The Samuel Benner cycle is a model used to predict future economic and market trends. It was created by Samuel Benner, an Ohio farmer, and was published in his book “Benner’s Prophecies: Future Ups and Downs in Prices” in 1875.
Benner’s book contained price charts for pig iron, corn, hogs, and cotton. Its purpose was to guide others on profiting from these commodities. The book also included business and commodity price predictions for the years 1876 to 1904. Samuel Benner, a prosperous farmer, suffered financial ruin during the 1873 panic. In his quest to understand market fluctuations, he uncovered significant cyclicality.
How to read Samuel Benner cycle
Samuel Benner’s three cycles consisted of:
- Corn and pig prices have a pattern that repeats every 11 years. The prices reach their highest point every five years and six years alternatively.
- Cotton prices varied in patterns with 11-year highs.
- The price of pig iron follows a 27-year cycle, with low points happening every 11 and 9 years, and peaks occurring every 8 and 10 years.
Is it true?
The image displays the years of panic, good times, and hard times. During panic years, the market behaves irrationally and causes extreme fluctuations in stock prices. Good times are characterized by high prices and are the ideal period for trading stocks, commodities, and other assets. In challenging years, stocks, products, and assets are held until the prosperous boom years, when they should be sold.
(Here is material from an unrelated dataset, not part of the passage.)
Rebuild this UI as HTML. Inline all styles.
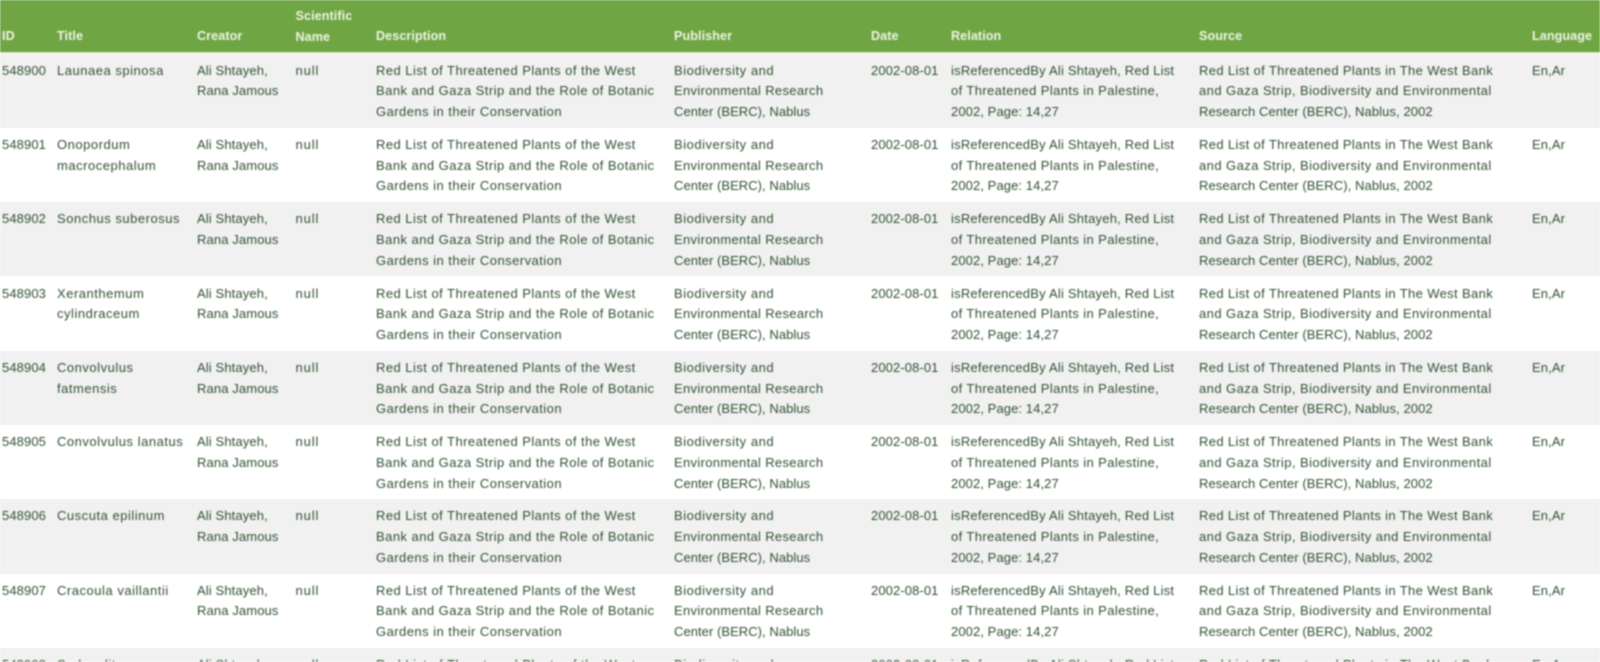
<!DOCTYPE html>
<html lang="en">
<head>
<meta charset="utf-8">
<title>Red List of Threatened Plants</title>
<style>
html,body{margin:0;padding:0;width:1600px;height:662px;overflow:hidden;background:#fff}
#w{position:relative;width:1600px;height:662px;overflow:hidden;filter:blur(.8px);font:13px/20.7px "Liberation Sans",sans-serif;color:#2f5030}
.h{position:absolute;left:0;top:0;width:1600px;height:52px;background:#6fa543;color:#eef5e4;font-size:12.6px;font-weight:bold;border-bottom:1px solid #cfdcc0}
.r{position:absolute;left:0;width:1600px;height:74.3px;overflow:hidden}
.g{background:#f1f1f1}
.c{position:absolute;top:7.2px;white-space:nowrap}
.c span{display:block}
.h .c{top:26.2px}
.h .e{top:6px}
.a{left:2px;letter-spacing:.1px}.b{left:57px;letter-spacing:.52px}.d{left:197px;letter-spacing:.12px}.e{left:295.5px}.f{left:376px;letter-spacing:.46px}.i{left:674px}.j{left:871px;letter-spacing:.1px}.k{left:951px}.l{left:1199px}.m{left:1532px;letter-spacing:.1px}
.r .e{letter-spacing:.9px}
.h .c{letter-spacing:.08px}
.p1{letter-spacing:.52px}.p2{letter-spacing:.32px}.p3{letter-spacing:.05px}
.k1{letter-spacing:.22px}.k2{letter-spacing:.39px}.k3{letter-spacing:.09px}
.s1{letter-spacing:.36px}.s2{letter-spacing:.44px}.s3{letter-spacing:.09px}
.last{height:14px}
</style>
</head>
<body>
<div id="w">
<div class="h">
<div class="c a">ID</div><div class="c b" style="letter-spacing:.08px">Title</div><div class="c d">Creator</div><div class="c e">Scientific<br>Name</div><div class="c f" style="letter-spacing:.08px">Description</div><div class="c i">Publisher</div><div class="c j">Date</div><div class="c k">Relation</div><div class="c l">Source</div><div class="c m">Language</div>
</div>

<div class="r g" style="top:53.5px">
<div class="c a">548900</div><div class="c b">Launaea spinosa</div><div class="c d">Ali Shtayeh,<br>Rana Jamous</div><div class="c e">null</div><div class="c f">Red List of Threatened Plants of the West<br>Bank and Gaza Strip and the Role of Botanic<br>Gardens in their Conservation</div><div class="c i"><span class="p1">Biodiversity and</span><span class="p2">Environmental Research</span><span class="p3">Center (BERC), Nablus</span></div><div class="c j">2002-08-01</div><div class="c k"><span class="k1">isReferencedBy Ali Shtayeh, Red List</span><span class="k2">of Threatened Plants in Palestine,</span><span class="k3">2002, Page: 14,27</span></div><div class="c l"><span class="s1">Red List of Threatened Plants in The West Bank</span><span class="s2">and Gaza Strip, Biodiversity and Environmental</span><span class="s3">Research Center (BERC), Nablus, 2002</span></div><div class="c m">En,Ar</div>
</div>

<div class="r" style="top:127.8px">
<div class="c a">548901</div><div class="c b">Onopordum<br>macrocephalum</div><div class="c d">Ali Shtayeh,<br>Rana Jamous</div><div class="c e">null</div><div class="c f">Red List of Threatened Plants of the West<br>Bank and Gaza Strip and the Role of Botanic<br>Gardens in their Conservation</div><div class="c i"><span class="p1">Biodiversity and</span><span class="p2">Environmental Research</span><span class="p3">Center (BERC), Nablus</span></div><div class="c j">2002-08-01</div><div class="c k"><span class="k1">isReferencedBy Ali Shtayeh, Red List</span><span class="k2">of Threatened Plants in Palestine,</span><span class="k3">2002, Page: 14,27</span></div><div class="c l"><span class="s1">Red List of Threatened Plants in The West Bank</span><span class="s2">and Gaza Strip, Biodiversity and Environmental</span><span class="s3">Research Center (BERC), Nablus, 2002</span></div><div class="c m">En,Ar</div>
</div>

<div class="r g" style="top:202.1px">
<div class="c a">548902</div><div class="c b">Sonchus suberosus</div><div class="c d">Ali Shtayeh,<br>Rana Jamous</div><div class="c e">null</div><div class="c f">Red List of Threatened Plants of the West<br>Bank and Gaza Strip and the Role of Botanic<br>Gardens in their Conservation</div><div class="c i"><span class="p1">Biodiversity and</span><span class="p2">Environmental Research</span><span class="p3">Center (BERC), Nablus</span></div><div class="c j">2002-08-01</div><div class="c k"><span class="k1">isReferencedBy Ali Shtayeh, Red List</span><span class="k2">of Threatened Plants in Palestine,</span><span class="k3">2002, Page: 14,27</span></div><div class="c l"><span class="s1">Red List of Threatened Plants in The West Bank</span><span class="s2">and Gaza Strip, Biodiversity and Environmental</span><span class="s3">Research Center (BERC), Nablus, 2002</span></div><div class="c m">En,Ar</div>
</div>

<div class="r" style="top:276.4px">
<div class="c a">548903</div><div class="c b">Xeranthemum<br>cylindraceum</div><div class="c d">Ali Shtayeh,<br>Rana Jamous</div><div class="c e">null</div><div class="c f">Red List of Threatened Plants of the West<br>Bank and Gaza Strip and the Role of Botanic<br>Gardens in their Conservation</div><div class="c i"><span class="p1">Biodiversity and</span><span class="p2">Environmental Research</span><span class="p3">Center (BERC), Nablus</span></div><div class="c j">2002-08-01</div><div class="c k"><span class="k1">isReferencedBy Ali Shtayeh, Red List</span><span class="k2">of Threatened Plants in Palestine,</span><span class="k3">2002, Page: 14,27</span></div><div class="c l"><span class="s1">Red List of Threatened Plants in The West Bank</span><span class="s2">and Gaza Strip, Biodiversity and Environmental</span><span class="s3">Research Center (BERC), Nablus, 2002</span></div><div class="c m">En,Ar</div>
</div>

<div class="r g" style="top:350.7px">
<div class="c a">548904</div><div class="c b">Convolvulus<br>fatmensis</div><div class="c d">Ali Shtayeh,<br>Rana Jamous</div><div class="c e">null</div><div class="c f">Red List of Threatened Plants of the West<br>Bank and Gaza Strip and the Role of Botanic<br>Gardens in their Conservation</div><div class="c i"><span class="p1">Biodiversity and</span><span class="p2">Environmental Research</span><span class="p3">Center (BERC), Nablus</span></div><div class="c j">2002-08-01</div><div class="c k"><span class="k1">isReferencedBy Ali Shtayeh, Red List</span><span class="k2">of Threatened Plants in Palestine,</span><span class="k3">2002, Page: 14,27</span></div><div class="c l"><span class="s1">Red List of Threatened Plants in The West Bank</span><span class="s2">and Gaza Strip, Biodiversity and Environmental</span><span class="s3">Research Center (BERC), Nablus, 2002</span></div><div class="c m">En,Ar</div>
</div>

<div class="r" style="top:425px">
<div class="c a">548905</div><div class="c b">Convolvulus lanatus</div><div class="c d">Ali Shtayeh,<br>Rana Jamous</div><div class="c e">null</div><div class="c f">Red List of Threatened Plants of the West<br>Bank and Gaza Strip and the Role of Botanic<br>Gardens in their Conservation</div><div class="c i"><span class="p1">Biodiversity and</span><span class="p2">Environmental Research</span><span class="p3">Center (BERC), Nablus</span></div><div class="c j">2002-08-01</div><div class="c k"><span class="k1">isReferencedBy Ali Shtayeh, Red List</span><span class="k2">of Threatened Plants in Palestine,</span><span class="k3">2002, Page: 14,27</span></div><div class="c l"><span class="s1">Red List of Threatened Plants in The West Bank</span><span class="s2">and Gaza Strip, Biodiversity and Environmental</span><span class="s3">Research Center (BERC), Nablus, 2002</span></div><div class="c m">En,Ar</div>
</div>

<div class="r g" style="top:499.3px">
<div class="c a">548906</div><div class="c b">Cuscuta epilinum</div><div class="c d">Ali Shtayeh,<br>Rana Jamous</div><div class="c e">null</div><div class="c f">Red List of Threatened Plants of the West<br>Bank and Gaza Strip and the Role of Botanic<br>Gardens in their Conservation</div><div class="c i"><span class="p1">Biodiversity and</span><span class="p2">Environmental Research</span><span class="p3">Center (BERC), Nablus</span></div><div class="c j">2002-08-01</div><div class="c k"><span class="k1">isReferencedBy Ali Shtayeh, Red List</span><span class="k2">of Threatened Plants in Palestine,</span><span class="k3">2002, Page: 14,27</span></div><div class="c l"><span class="s1">Red List of Threatened Plants in The West Bank</span><span class="s2">and Gaza Strip, Biodiversity and Environmental</span><span class="s3">Research Center (BERC), Nablus, 2002</span></div><div class="c m">En,Ar</div>
</div>

<div class="r" style="top:573.6px">
<div class="c a">548907</div><div class="c b">Cracoula vaillantii</div><div class="c d">Ali Shtayeh,<br>Rana Jamous</div><div class="c e">null</div><div class="c f">Red List of Threatened Plants of the West<br>Bank and Gaza Strip and the Role of Botanic<br>Gardens in their Conservation</div><div class="c i"><span class="p1">Biodiversity and</span><span class="p2">Environmental Research</span><span class="p3">Center (BERC), Nablus</span></div><div class="c j">2002-08-01</div><div class="c k"><span class="k1">isReferencedBy Ali Shtayeh, Red List</span><span class="k2">of Threatened Plants in Palestine,</span><span class="k3">2002, Page: 14,27</span></div><div class="c l"><span class="s1">Red List of Threatened Plants in The West Bank</span><span class="s2">and Gaza Strip, Biodiversity and Environmental</span><span class="s3">Research Center (BERC), Nablus, 2002</span></div><div class="c m">En,Ar</div>
</div>

<div class="r g last" style="top:647.9px">
<div class="c a" style="height:6.8px;overflow:hidden">548908</div><div class="c b" style="height:6.8px;overflow:hidden">Sedum litoreum</div><div class="c d" style="height:6.8px;overflow:hidden">Ali Shtayeh,</div><div class="c e" style="height:6.8px;overflow:hidden">null</div><div class="c f" style="height:6.8px;overflow:hidden">Red List of Threatened Plants of the West</div><div class="c i p1" style="height:6.8px;overflow:hidden">Biodiversity and</div><div class="c j" style="height:6.8px;overflow:hidden">2002-08-01</div><div class="c k k1" style="height:6.8px;overflow:hidden">isReferencedBy Ali Shtayeh, Red List</div><div class="c l s1" style="height:6.8px;overflow:hidden">Red List of Threatened Plants in The West Bank</div><div class="c m" style="height:6.8px;overflow:hidden">En,Ar</div>
</div>
</div>
</body>
</html>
The image indicates that 2023 is a hard time, which aligns with the current volatility in both domestic and global stock markets, including banking failures, predicted economic slowdowns, and tech layoffs.
Conclusion
Samuel Benner cycle is not a foolproof method of analysing financial markets. When used at all, they should be in conjunction with other technical and fundamental indicators to make trading decisions.